Scan the data for "this" and copy the lines it appears in.

* EXTRACTED DATA *
+ + + + + + +

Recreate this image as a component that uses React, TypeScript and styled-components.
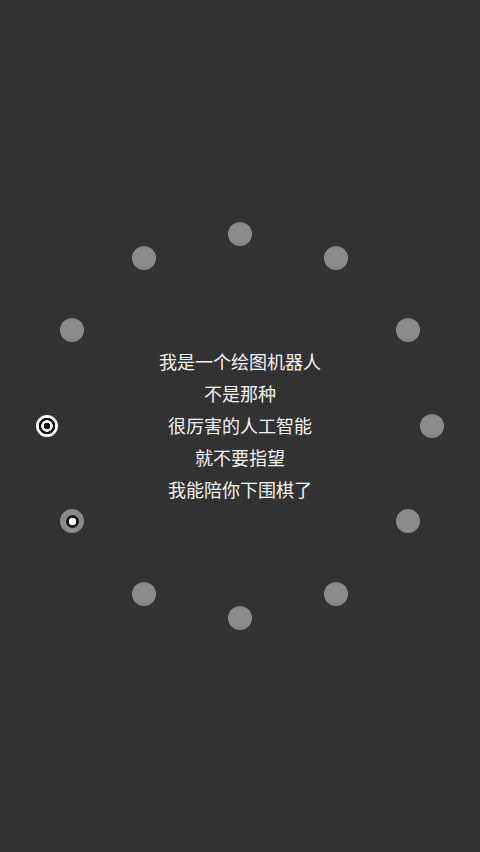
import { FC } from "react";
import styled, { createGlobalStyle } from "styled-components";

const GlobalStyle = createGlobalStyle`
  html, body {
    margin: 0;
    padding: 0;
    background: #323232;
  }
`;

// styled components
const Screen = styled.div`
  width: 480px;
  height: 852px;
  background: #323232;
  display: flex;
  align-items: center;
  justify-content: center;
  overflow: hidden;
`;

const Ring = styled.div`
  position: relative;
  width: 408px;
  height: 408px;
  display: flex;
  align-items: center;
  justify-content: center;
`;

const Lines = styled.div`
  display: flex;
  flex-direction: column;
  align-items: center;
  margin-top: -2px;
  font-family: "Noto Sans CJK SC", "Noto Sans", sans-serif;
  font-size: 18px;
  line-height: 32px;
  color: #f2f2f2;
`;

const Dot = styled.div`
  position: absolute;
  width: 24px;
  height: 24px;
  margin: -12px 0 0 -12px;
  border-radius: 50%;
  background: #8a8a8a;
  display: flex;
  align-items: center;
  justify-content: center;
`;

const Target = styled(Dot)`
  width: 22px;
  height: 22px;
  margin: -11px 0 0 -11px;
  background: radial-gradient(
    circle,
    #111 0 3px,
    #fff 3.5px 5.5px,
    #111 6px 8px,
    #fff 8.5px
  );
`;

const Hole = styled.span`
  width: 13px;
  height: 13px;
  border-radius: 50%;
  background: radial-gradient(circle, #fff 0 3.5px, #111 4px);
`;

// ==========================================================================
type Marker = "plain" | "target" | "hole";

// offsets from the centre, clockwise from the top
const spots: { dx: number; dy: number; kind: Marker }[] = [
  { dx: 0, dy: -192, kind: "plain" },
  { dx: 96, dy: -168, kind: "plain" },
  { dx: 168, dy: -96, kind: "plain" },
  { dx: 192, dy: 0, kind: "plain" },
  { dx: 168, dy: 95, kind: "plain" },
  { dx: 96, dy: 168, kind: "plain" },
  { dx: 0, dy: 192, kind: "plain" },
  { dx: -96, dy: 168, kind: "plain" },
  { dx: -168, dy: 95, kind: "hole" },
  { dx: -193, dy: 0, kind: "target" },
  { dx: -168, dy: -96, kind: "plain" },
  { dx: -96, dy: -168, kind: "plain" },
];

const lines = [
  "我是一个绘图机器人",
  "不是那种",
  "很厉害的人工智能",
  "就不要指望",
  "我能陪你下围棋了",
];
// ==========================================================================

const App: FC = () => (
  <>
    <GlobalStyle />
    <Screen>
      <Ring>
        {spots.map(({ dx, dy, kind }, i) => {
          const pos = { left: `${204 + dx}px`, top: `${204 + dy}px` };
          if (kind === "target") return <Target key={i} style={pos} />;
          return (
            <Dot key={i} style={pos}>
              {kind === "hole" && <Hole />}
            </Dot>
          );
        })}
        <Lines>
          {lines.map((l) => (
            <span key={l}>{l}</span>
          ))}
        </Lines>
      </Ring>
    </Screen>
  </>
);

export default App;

+ + + + + + +

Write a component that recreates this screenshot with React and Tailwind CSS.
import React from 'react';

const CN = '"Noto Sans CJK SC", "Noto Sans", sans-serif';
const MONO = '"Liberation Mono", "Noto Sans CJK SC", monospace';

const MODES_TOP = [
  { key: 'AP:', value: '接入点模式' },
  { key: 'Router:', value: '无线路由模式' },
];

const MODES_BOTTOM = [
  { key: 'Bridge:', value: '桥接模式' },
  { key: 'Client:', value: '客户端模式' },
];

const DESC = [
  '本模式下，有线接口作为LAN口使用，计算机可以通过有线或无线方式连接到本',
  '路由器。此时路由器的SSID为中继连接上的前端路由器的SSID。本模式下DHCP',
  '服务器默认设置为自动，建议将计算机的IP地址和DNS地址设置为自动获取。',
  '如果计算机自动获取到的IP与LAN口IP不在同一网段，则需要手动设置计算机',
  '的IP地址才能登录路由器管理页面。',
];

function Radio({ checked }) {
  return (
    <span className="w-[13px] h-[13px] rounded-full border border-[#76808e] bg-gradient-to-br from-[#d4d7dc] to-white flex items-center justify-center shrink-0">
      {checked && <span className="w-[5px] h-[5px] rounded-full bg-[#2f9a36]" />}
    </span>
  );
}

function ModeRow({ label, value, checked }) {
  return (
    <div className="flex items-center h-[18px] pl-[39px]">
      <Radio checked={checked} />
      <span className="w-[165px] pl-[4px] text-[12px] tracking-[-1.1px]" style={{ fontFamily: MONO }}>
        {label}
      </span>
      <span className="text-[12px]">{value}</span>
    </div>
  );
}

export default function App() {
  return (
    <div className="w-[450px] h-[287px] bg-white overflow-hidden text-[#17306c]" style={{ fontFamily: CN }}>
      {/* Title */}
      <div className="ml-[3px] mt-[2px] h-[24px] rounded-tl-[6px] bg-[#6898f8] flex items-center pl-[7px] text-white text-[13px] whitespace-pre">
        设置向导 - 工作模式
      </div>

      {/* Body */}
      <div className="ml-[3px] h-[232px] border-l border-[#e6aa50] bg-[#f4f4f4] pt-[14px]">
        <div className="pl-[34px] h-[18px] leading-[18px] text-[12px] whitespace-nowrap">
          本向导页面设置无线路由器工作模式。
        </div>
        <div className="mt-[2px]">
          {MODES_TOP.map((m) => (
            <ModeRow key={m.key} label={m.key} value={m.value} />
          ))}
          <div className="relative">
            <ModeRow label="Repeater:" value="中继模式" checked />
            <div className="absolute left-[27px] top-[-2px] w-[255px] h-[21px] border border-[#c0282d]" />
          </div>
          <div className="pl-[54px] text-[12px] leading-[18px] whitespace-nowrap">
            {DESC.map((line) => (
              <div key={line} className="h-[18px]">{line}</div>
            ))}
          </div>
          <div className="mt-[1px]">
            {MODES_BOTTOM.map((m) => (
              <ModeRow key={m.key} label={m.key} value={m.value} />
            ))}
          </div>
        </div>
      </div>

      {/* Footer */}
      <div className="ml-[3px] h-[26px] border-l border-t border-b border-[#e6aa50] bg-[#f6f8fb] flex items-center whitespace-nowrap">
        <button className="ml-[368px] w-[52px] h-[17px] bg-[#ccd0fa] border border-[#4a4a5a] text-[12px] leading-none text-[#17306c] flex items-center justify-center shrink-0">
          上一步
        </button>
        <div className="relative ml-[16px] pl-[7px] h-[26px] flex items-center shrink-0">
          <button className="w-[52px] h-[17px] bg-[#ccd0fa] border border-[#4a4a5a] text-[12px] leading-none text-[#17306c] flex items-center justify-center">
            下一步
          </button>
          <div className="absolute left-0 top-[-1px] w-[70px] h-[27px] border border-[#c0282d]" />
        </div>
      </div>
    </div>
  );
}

+ + + + + + +

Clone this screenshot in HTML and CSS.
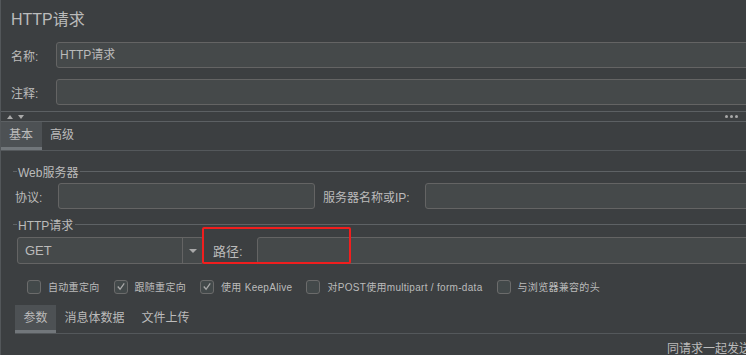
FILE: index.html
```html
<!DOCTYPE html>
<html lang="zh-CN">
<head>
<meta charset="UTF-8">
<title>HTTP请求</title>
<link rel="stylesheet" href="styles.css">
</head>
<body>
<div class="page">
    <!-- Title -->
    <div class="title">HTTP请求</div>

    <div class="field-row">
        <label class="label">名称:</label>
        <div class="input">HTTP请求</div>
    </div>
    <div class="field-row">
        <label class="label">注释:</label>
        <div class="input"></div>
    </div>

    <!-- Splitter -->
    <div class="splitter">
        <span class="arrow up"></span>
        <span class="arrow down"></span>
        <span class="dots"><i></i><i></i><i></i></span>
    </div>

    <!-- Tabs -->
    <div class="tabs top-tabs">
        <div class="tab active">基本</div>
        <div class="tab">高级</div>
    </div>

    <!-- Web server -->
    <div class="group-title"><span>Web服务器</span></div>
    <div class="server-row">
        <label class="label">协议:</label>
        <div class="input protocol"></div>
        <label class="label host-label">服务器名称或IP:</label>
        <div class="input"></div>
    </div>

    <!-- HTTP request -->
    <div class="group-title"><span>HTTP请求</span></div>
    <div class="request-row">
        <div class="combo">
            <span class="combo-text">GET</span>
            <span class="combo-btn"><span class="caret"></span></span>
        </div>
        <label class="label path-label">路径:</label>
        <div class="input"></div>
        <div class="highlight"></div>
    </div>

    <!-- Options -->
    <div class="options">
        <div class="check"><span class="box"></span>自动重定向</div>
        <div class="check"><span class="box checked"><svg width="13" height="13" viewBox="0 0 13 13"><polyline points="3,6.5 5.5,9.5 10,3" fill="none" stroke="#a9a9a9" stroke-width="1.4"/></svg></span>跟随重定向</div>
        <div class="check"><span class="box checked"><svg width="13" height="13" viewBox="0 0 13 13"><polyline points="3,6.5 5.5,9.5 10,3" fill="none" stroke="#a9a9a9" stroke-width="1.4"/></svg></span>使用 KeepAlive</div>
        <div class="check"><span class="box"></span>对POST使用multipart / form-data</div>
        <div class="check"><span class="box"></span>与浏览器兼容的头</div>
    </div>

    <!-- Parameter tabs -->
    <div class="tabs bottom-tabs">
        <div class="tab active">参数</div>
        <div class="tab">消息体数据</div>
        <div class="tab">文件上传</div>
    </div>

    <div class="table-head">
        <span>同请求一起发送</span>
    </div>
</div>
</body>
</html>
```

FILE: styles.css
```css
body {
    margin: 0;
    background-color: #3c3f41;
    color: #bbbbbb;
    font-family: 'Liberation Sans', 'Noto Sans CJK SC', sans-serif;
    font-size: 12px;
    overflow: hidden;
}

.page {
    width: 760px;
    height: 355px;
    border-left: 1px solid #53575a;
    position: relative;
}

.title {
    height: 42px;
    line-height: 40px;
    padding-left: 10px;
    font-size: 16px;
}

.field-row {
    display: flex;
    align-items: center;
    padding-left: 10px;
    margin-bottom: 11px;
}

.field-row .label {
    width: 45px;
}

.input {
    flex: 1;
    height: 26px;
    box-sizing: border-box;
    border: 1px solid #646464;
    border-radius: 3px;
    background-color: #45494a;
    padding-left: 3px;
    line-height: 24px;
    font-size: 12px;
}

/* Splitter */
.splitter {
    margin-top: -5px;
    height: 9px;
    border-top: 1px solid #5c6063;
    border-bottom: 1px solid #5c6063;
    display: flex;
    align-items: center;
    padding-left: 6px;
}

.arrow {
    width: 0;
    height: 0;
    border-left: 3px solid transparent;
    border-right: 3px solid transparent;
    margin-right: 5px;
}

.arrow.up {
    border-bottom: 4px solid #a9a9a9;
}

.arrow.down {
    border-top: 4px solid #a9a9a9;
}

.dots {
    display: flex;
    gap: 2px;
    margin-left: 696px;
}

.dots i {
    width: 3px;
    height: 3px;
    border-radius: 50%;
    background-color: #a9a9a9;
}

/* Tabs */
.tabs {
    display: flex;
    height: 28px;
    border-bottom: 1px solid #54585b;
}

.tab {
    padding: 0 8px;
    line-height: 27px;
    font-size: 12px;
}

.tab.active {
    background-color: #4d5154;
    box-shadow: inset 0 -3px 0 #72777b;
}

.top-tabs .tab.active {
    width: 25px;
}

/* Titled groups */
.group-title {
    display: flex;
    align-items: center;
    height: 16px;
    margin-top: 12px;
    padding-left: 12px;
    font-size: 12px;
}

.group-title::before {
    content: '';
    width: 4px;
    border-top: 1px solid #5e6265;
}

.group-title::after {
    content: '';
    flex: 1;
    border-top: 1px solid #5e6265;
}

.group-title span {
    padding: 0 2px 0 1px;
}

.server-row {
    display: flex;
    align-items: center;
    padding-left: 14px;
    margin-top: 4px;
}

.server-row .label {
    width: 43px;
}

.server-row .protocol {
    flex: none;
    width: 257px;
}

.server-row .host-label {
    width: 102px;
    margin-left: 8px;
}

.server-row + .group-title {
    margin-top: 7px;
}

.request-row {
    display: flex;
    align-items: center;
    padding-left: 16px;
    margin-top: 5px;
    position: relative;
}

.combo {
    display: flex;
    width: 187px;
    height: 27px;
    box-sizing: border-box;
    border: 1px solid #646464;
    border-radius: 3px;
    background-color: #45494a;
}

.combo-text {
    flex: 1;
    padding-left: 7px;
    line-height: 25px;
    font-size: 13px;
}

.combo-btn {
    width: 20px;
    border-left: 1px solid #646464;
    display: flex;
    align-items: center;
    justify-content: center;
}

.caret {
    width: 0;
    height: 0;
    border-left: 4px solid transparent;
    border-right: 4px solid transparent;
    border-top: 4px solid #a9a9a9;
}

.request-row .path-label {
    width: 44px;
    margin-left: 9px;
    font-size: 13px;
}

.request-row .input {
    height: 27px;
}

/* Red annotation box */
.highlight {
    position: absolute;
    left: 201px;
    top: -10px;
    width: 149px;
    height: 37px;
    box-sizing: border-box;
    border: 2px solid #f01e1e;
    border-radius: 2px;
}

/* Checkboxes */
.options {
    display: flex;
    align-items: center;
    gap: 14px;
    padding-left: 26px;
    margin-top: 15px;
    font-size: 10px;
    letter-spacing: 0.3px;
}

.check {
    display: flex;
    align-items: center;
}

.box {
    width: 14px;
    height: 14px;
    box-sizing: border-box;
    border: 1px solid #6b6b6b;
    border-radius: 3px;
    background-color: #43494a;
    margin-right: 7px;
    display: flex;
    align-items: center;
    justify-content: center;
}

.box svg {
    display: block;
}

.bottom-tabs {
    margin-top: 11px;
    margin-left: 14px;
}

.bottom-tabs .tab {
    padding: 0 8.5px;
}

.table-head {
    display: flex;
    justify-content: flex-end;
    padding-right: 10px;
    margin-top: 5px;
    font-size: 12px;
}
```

+ + + + + + +

* WRITTEN ANSWER *
Recreate this image as a component that uses React, TypeScript and styled-components.
Write a component that recreates this screenshot with React and Tailwind CSS.
Clone this screenshot in HTML and CSS.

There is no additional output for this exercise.